Finding a new form for these cities was the theme of a convening last week at the Lincoln Institute, led by Lavea Brachman, executive director of the Greater Ohio Policy Center, and Alan Mallach, senior fellow at the Center for Community Progress. Some two dozen mayors, policy makers, researchers, planners, and foundation executives participated in a framing workshop that sought to build on Columbia University's American Assembly forum last year in Detroit.

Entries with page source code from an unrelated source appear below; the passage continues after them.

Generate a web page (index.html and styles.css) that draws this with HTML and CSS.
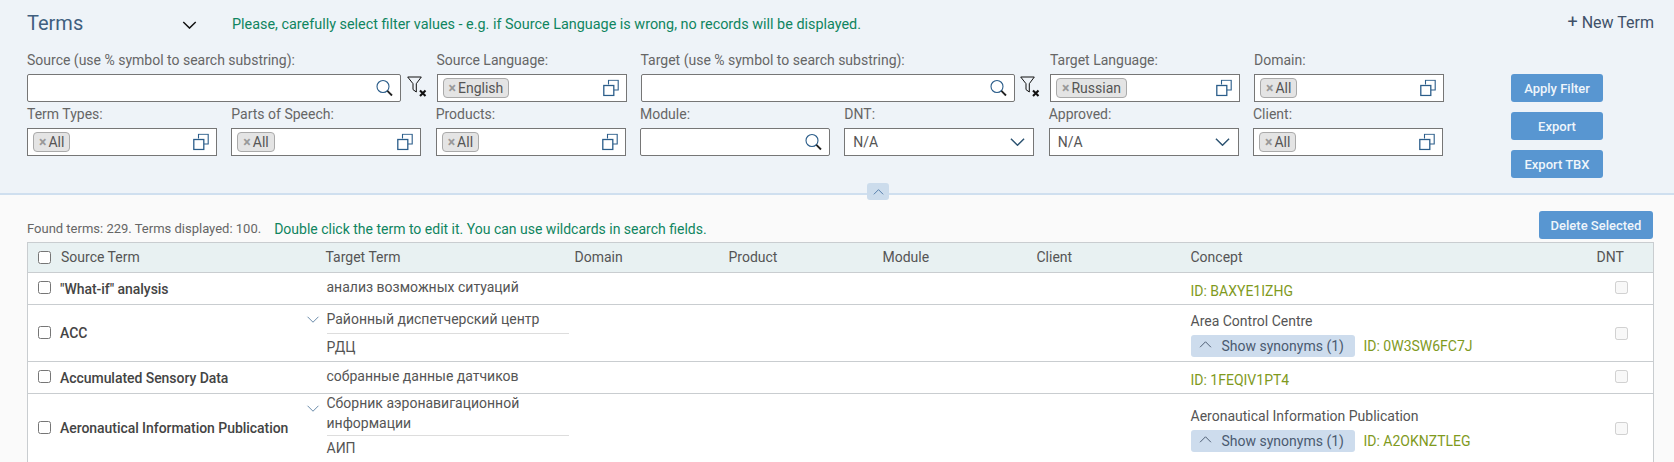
FILE: index.html
```html
<!DOCTYPE html>
<html lang="en">
<head>
    <meta charset="UTF-8">
    <meta name="viewport" content="width=device-width, initial-scale=1.0">
    <title>Terms</title>
    <link rel="stylesheet" href="styles.css">
</head>
<body>

    <svg class="sprites" width="0" height="0">
        <symbol id="i-search" viewBox="0 0 17 17">
            <circle cx="7" cy="7" r="6" fill="none" stroke="#2b5d8a" stroke-width="1.1"/>
            <path d="M11.4 11.4L16 16" fill="none" stroke="#222" stroke-width="1.8"/>
        </symbol>
        <symbol id="i-copy" viewBox="0 0 16 17">
            <path d="M5.5 5V.8h9.7v9.7H11" fill="none" stroke="#2b5d8a" stroke-width="1.1"/>
            <rect x=".8" y="6" width="10" height="10" fill="none" stroke="#2b5d8a" stroke-width="1.3"/>
        </symbol>
        <symbol id="i-clear" viewBox="0 0 20 21">
            <path d="M.7 1h13.6l-5 6.7V16L6 13.6V7.7z" fill="none" stroke="#111" stroke-width="1"/>
            <path d="M13 14.5l5.5 5.5M18.5 14.5L13 20" fill="none" stroke="#111" stroke-width="2.1"/>
        </symbol>
        <symbol id="i-down" viewBox="0 0 16 9">
            <path d="M1 1l7 7 7-7" fill="none" stroke="currentColor" stroke-width="1.6"/>
        </symbol>
        <symbol id="i-down-thin" viewBox="0 0 16 9">
            <path d="M1 1l7 7 7-7" fill="none" stroke="currentColor" stroke-width="1"/>
        </symbol>
        <symbol id="i-up" viewBox="0 0 16 9">
            <path d="M1 8l7-7 7 7" fill="none" stroke="currentColor" stroke-width="1.1"/>
        </symbol>
    </svg>

    <section class="panel">
        <div class="panel-head">
            <div class="title-group">
                <h1 class="title">Terms</h1>
                <svg class="title-arrow"><use href="#i-down"/></svg>
            </div>
            <span class="note">Please, carefully select filter values - e.g. if Source Language is wrong, no records will be displayed.</span>
            <a class="new-term"><span class="plus">+</span> New Term</a>
        </div>

        <div class="filters">
            <div class="filter-rows">
                <div class="filter-row first">
                    <div class="field wide">
                        <label>Source (use % symbol to search substring):</label>
                        <div class="with-clear">
                            <div class="box rounded"><svg class="ico search"><use href="#i-search"/></svg></div>
                            <svg class="clear"><use href="#i-clear"/></svg>
                        </div>
                    </div>
                    <div class="field">
                        <label>Source Language:</label>
                        <div class="box"><span class="tag"><b>×</b>English</span><svg class="ico copy"><use href="#i-copy"/></svg></div>
                    </div>
                    <div class="field wide">
                        <label>Target (use % symbol to search substring):</label>
                        <div class="with-clear">
                            <div class="box rounded"><svg class="ico search"><use href="#i-search"/></svg></div>
                            <svg class="clear"><use href="#i-clear"/></svg>
                        </div>
                    </div>
                    <div class="field">
                        <label>Target Language:</label>
                        <div class="box"><span class="tag"><b>×</b>Russian</span><svg class="ico copy"><use href="#i-copy"/></svg></div>
                    </div>
                    <div class="field">
                        <label>Domain:</label>
                        <div class="box"><span class="tag"><b>×</b>All</span><svg class="ico copy"><use href="#i-copy"/></svg></div>
                    </div>
                </div>
                <div class="filter-row second">
                    <div class="field">
                        <label>Term Types:</label>
                        <div class="box"><span class="tag"><b>×</b>All</span><svg class="ico copy"><use href="#i-copy"/></svg></div>
                    </div>
                    <div class="field">
                        <label>Parts of Speech:</label>
                        <div class="box"><span class="tag"><b>×</b>All</span><svg class="ico copy"><use href="#i-copy"/></svg></div>
                    </div>
                    <div class="field">
                        <label>Products:</label>
                        <div class="box"><span class="tag"><b>×</b>All</span><svg class="ico copy"><use href="#i-copy"/></svg></div>
                    </div>
                    <div class="field">
                        <label>Module:</label>
                        <div class="box rounded"><svg class="ico search"><use href="#i-search"/></svg></div>
                    </div>
                    <div class="field">
                        <label>DNT:</label>
                        <div class="box select">N/A<svg class="ico arrow"><use href="#i-down"/></svg></div>
                    </div>
                    <div class="field">
                        <label>Approved:</label>
                        <div class="box select">N/A<svg class="ico arrow"><use href="#i-down"/></svg></div>
                    </div>
                    <div class="field">
                        <label>Client:</label>
                        <div class="box"><span class="tag"><b>×</b>All</span><svg class="ico copy"><use href="#i-copy"/></svg></div>
                    </div>
                </div>
            </div>
            <div class="actions">
                <button class="btn">Apply Filter</button>
                <button class="btn">Export</button>
                <button class="btn">Export TBX</button>
            </div>
        </div>

        <button class="collapse"><svg><use href="#i-up"/></svg></button>
    </section>

    <section class="results">
        <div class="results-head">
            <span class="found">Found terms: 229. Terms displayed: 100.</span>
            <span class="hint">Double click the term to edit it. You can use wildcards in search fields.</span>
            <button class="btn delete">Delete Selected</button>
        </div>

        <table class="terms">
            <colgroup>
                <col class="c-source">
                <col class="c-target">
                <col class="c-plain">
                <col class="c-plain">
                <col class="c-plain">
                <col class="c-plain">
                <col class="c-concept">
                <col class="c-dnt">
            </colgroup>
            <thead>
                <tr>
                    <th><div class="src"><input type="checkbox">Source Term</div></th>
                    <th class="th-target">Target Term</th>
                    <th>Domain</th>
                    <th>Product</th>
                    <th>Module</th>
                    <th>Client</th>
                    <th>Concept</th>
                    <th class="th-dnt">DNT</th>
                </tr>
            </thead>
            <tbody>
                <tr class="short">
                    <td><div class="src"><input type="checkbox"><strong>"What-if" analysis</strong></div></td>
                    <td><div class="target"><div class="variant">анализ возможных ситуаций</div></div></td>
                    <td></td><td></td><td></td><td></td>
                    <td><span class="id only">ID: BAXYE1IZHG</span></td>
                    <td class="dnt"><input type="checkbox" disabled></td>
                </tr>
                <tr class="double">
                    <td><div class="src"><input type="checkbox"><strong>ACC</strong></div></td>
                    <td class="top">
                        <div class="target">
                            <svg class="expand"><use href="#i-down-thin"/></svg>
                            <div class="variant">Районный диспетчерский центр</div>
                            <div class="variant">РДЦ</div>
                        </div>
                    </td>
                    <td></td><td></td><td></td><td></td>
                    <td>
                        <div class="concept">Area Control Centre</div>
                        <div class="syn-row"><span class="syn"><svg><use href="#i-up"/></svg>Show synonyms (1)</span><span class="id">ID: 0W3SW6FC7J</span></div>
                    </td>
                    <td class="dnt"><input type="checkbox" disabled></td>
                </tr>
                <tr class="short">
                    <td><div class="src"><input type="checkbox"><strong>Accumulated Sensory Data</strong></div></td>
                    <td><div class="target"><div class="variant">собранные данные датчиков</div></div></td>
                    <td></td><td></td><td></td><td></td>
                    <td><span class="id only">ID: 1FEQIV1PT4</span></td>
                    <td class="dnt"><input type="checkbox" disabled></td>
                </tr>
                <tr class="tall">
                    <td><div class="src"><input type="checkbox"><strong>Aeronautical Information Publication</strong></div></td>
                    <td class="top">
                        <div class="target">
                            <svg class="expand"><use href="#i-down-thin"/></svg>
                            <div class="variant">Сборник аэронавигационной информации</div>
                            <div class="variant">АИП</div>
                        </div>
                    </td>
                    <td></td><td></td><td></td><td></td>
                    <td>
                        <div class="concept">Aeronautical Information Publication</div>
                        <div class="syn-row"><span class="syn"><svg><use href="#i-up"/></svg>Show synonyms (1)</span><span class="id">ID: A2OKNZTLEG</span></div>
                    </td>
                    <td class="dnt"><input type="checkbox" disabled></td>
                </tr>
            </tbody>
        </table>
    </section>

</body>
</html>
```

FILE: styles.css
```css
html, body {
    height: 100%;
}
body {
    margin: 0;
    overflow: hidden;
    background-color: #fafafa;
    font-family: Roboto, "Liberation Sans", sans-serif;
    font-size: 14px;
    line-height: 20px;
    color: #555;
}
.sprites {
    position: absolute;
}

/* top filter panel */
.panel {
    position: relative;
    box-sizing: border-box;
    height: 195px;
    padding: 0 21px 0 27px;
    background-color: #eef3f8;
    border-bottom: 2px solid #cfdfef;
}
.panel-head {
    display: flex;
    align-items: center;
    height: 50px;
    box-sizing: border-box;
}
.title-group {
    display: flex;
    align-items: center;
    justify-content: space-between;
    width: 170px;
    margin: -4px 35px 0 0;
}
.title {
    margin: 0;
    font-size: 20px;
    font-weight: 400;
    line-height: 28px;
    color: #3f5f7f;
}
.title-arrow {
    width: 15px;
    height: 8px;
    margin-top: 3px;
    color: #111;
}
.note {
    font-size: 14.4px;
    color: #0f8560;
}
.new-term {
    margin: -6px -1px 0 auto;
    font-size: 16px;
    color: #3f5068;
}
.plus {
    font-size: 18px;
}

.filters {
    display: flex;
    justify-content: space-between;
}
.filter-row {
    display: flex;
}
.filter-row.first .field {
    margin-right: 14px;
}
.filter-row.first .field.wide {
    margin-right: 10px;
}
.filter-row.second {
    justify-content: space-between;
    margin-top: 2px;
    width: 1416px;
}
.field {
    width: 190px;
}
.field.wide {
    width: 399.5px;
}
.field label {
    display: block;
    height: 20px;
    margin-bottom: 4px;
    color: #666;
    white-space: nowrap;
}
.with-clear {
    display: flex;
}
.with-clear .box {
    flex: 1;
}
.clear {
    width: 20px;
    height: 21px;
    margin: 2px 0 0 5.5px;
}
.box {
    position: relative;
    display: flex;
    align-items: center;
    box-sizing: border-box;
    height: 28px;
    padding-left: 5px;
    background-color: #fff;
    border: 1px solid #767676;
}
.box.rounded {
    border-radius: 2px;
}
.box.select {
    padding-left: 8px;
    color: #555;
}
.tag {
    display: inline-flex;
    align-items: center;
    height: 18px;
    padding: 0 5px;
    background-color: #e4e4e4;
    border: 1px solid #aaa;
    border-radius: 4px;
    color: #555;
}
.tag b {
    margin-right: 2px;
    color: #999;
    font-weight: 700;
}
.ico {
    position: absolute;
    top: 50%;
    transform: translateY(-50%);
}
.ico.search {
    right: 7px;
    width: 17px;
    height: 17px;
}
.ico.copy {
    right: 7px;
    width: 16px;
    height: 17px;
}
.ico.arrow {
    right: 8px;
    width: 15px;
    height: 9px;
    color: #2f5573;
}

.actions {
    display: flex;
    flex-direction: column;
    gap: 10px;
    padding: 24px 50px 0 0;
}
.btn {
    height: 28px;
    padding: 0;
    width: 92px;
    border: 0;
    border-radius: 3px;
    background-color: #5896d1;
    color: #eef5fb;
    font-family: inherit;
    font-size: 13px;
    font-weight: 500;
}
.collapse {
    position: absolute;
    left: 867px;
    top: 183px;
    width: 22px;
    height: 17px;
    padding: 0;
    border: 0;
    border-radius: 3px;
    background-color: #ccdcec;
    color: #2f5f94;
}
.collapse svg {
    display: block;
    width: 11px;
    height: 6px;
    margin: 0 auto;
}

/* results */
.results {
    padding: 16px 21px 0 27px;
}
.results-head {
    display: flex;
    align-items: flex-end;
    height: 28px;
    margin-bottom: 3px;
}
.found {
    margin: 0 13px 1px 0;
    font-size: 13px;
    color: #666;
    line-height: 18px;
}
.hint {
    margin-bottom: 1px;
    font-size: 14px;
    color: #0f8560;
    line-height: 18px;
}
.btn.delete {
    margin-left: auto;
    width: 114px;
}

.terms {
    width: 1626px;
    table-layout: fixed;
    border-collapse: collapse;
    background-color: #fff;
    border: 1px solid #c9cdd0;
}
.c-source { width: 272px; }
.c-target { width: 275px; }
.c-plain { width: 154px; }
.c-concept { width: 404px; }
.c-dnt { width: 59px; }
.terms th {
    height: 28px;
    padding: 0 0 1px;
    background-color: #e8f1f2;
    border-bottom: 1px solid #c9cdd0;
    font-weight: 400;
    text-align: left;
    color: #555;
}
.terms .th-target {
    padding-left: 26px;
}
.terms .th-dnt {
    padding-left: 2px;
}
.terms td {
    padding: 0;
    border-bottom: 1px solid #c9cdd0;
    vertical-align: middle;
}
.terms td.top {
    vertical-align: top;
}
.short td { height: 31px; }
.double td { height: 56px; }
.tall td { height: 68px; }

.src {
    display: flex;
    align-items: center;
    padding-left: 10px;
}
.src input {
    width: 13px;
    height: 13px;
    margin: 0 10px 0 0;
}
.src strong {
    font-weight: 500;
    color: #444;
    letter-spacing: -0.05px;
    white-space: nowrap;
}
.terms tbody .src input {
    margin-right: 9px;
    margin-top: -2px;
}
.target {
    position: relative;
    width: 242px;
    margin-left: 27px;
}
.top .target {
    margin-top: -1px;
}
.expand {
    position: absolute;
    left: -21px;
    top: 12px;
    width: 14px;
    height: 7px;
    color: #3f6a92;
}
.variant {
    display: flex;
    align-items: center;
    box-sizing: border-box;
    min-height: 29px;
    color: #555;
    white-space: normal;
}
.short .variant {
    min-height: 0;
    margin-top: -4px;
}
.variant + .variant {
    border-top: 1px solid #ddd;
    min-height: 28px;
    padding-bottom: 2px;
}
.tall .variant {
    min-height: 0;
    padding-bottom: 2px;
}
.tall .variant + .variant {
    padding-top: 2px;
}
.concept {
    margin: 2px 0 4px;
    color: #555;
}
.syn-row {
    display: flex;
    align-items: center;
}
.syn {
    display: flex;
    align-items: center;
    width: 164px;
    height: 22px;
    box-sizing: border-box;
    padding-left: 8px;
    background-color: #cddced;
    border-radius: 3px;
    color: #4a5a70;
}
.syn svg {
    width: 13px;
    height: 7px;
    margin-right: 10px;
    margin-top: -3px;
    color: #3a4a60;
}
.id {
    margin-left: 9px;
    color: #7f9a1e;
}
.id.only {
    display: block;
    margin: 4px 0 0;
}
.dnt input {
    display: block;
    width: 13px;
    height: 13px;
    margin: 0 0 0 20px;
}
.short .dnt input {
    margin-top: -2px;
}
```
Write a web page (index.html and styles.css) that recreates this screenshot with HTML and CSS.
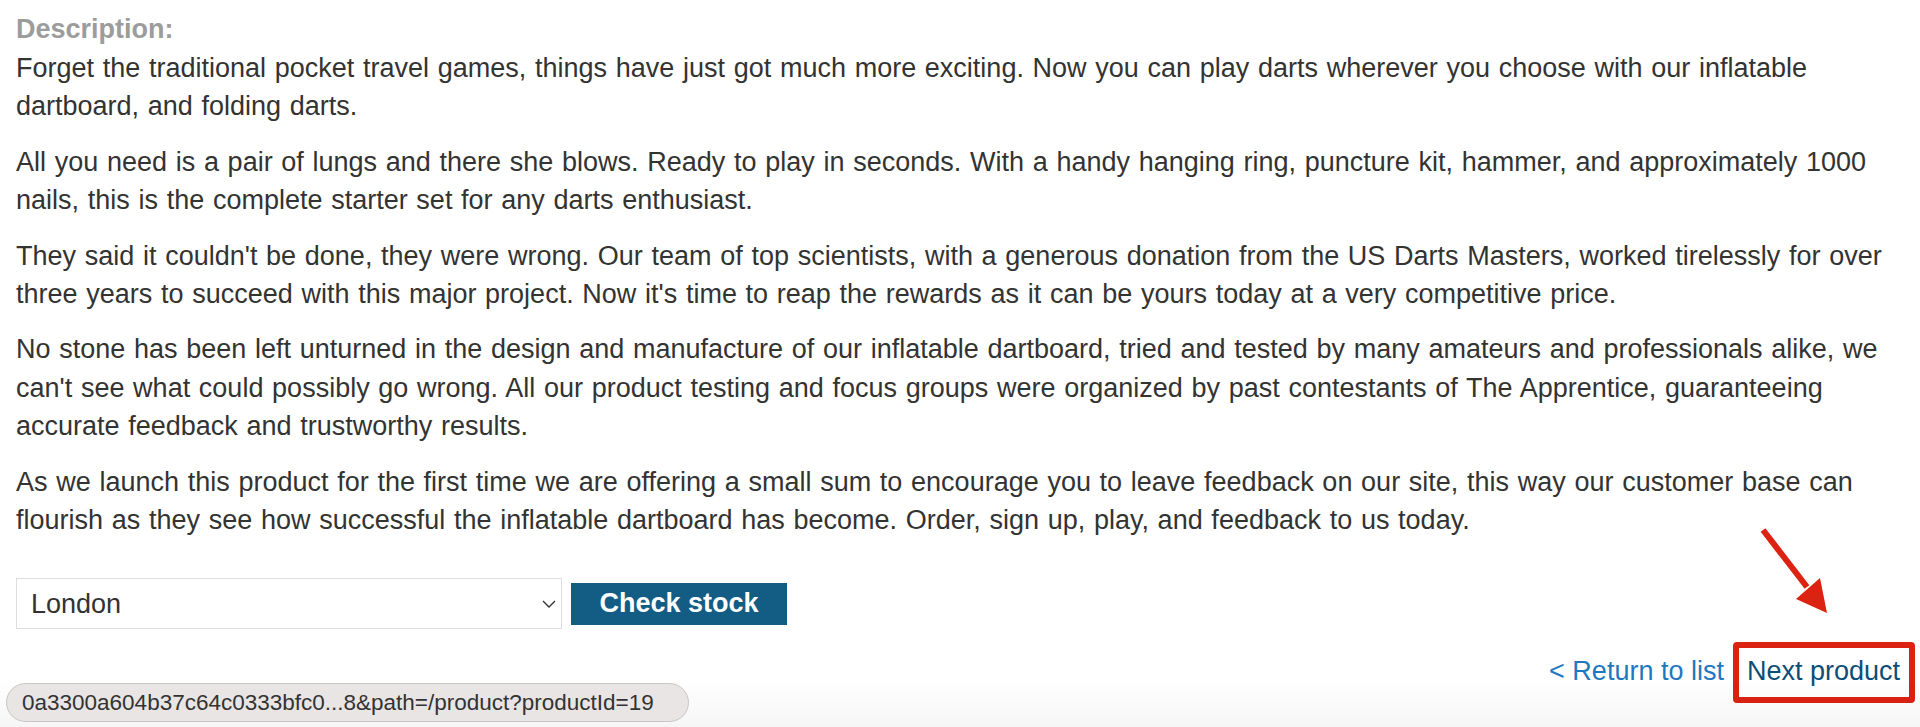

The moniker Legacy Cities is an attempt to describe these cities in a more positive way than "shrinking cities," though that reference in terms of population loss -- commonly 20 percent or more -- is apt. These are places that possess the assets of infrastructure, housing, density, and transit, but have not seen the revitalization and vitality of Boston, New York, Washington, Chicago, Denver, Seattle, or San Francisco. Decline has left perilious fiscal conditions, with drastic cutbacks in basic services, plummeting tax revenue, anemic economic development, and vacant lots that worsen the psychology of deterioration.
There will be no silver bullets, but participants agreed "eds and meds" -- colleges, universities, medical centers, and the health care industry -- are foundational. There must be a triage system in place for dealing with vacant and tax-delinquent properties. Legacy Cities must be realistic and opportunistic, building on neighborhoods that show signs of strength attracting young people and entrepreneurs; not every medium-sized metropolis can be an arts capital, but might welcome the zeitgeist of "Rust Belt chic," including spelunking in abandoned factories.
The most far-reaching ideas? Some places, like Highland Park or East St. Louis, are approaching the equivalent of failed states, and might consider a devolution involving the redrawing or "de-annexing" of municipal boundaries. At the end of the workshop, there was a call for the equivalent of the International Monetary Fund for stressed cities.
The follow-up to the meeting will include the development of a toolkit and strategies, and principles and methods to help in the ongoing reinvention. The Brookings Institution Metropolitan Policy Center has also been engaged in Legacy Cities, and Neal Peirce and Phyllis Meyers at Citiwire have been covering the effort.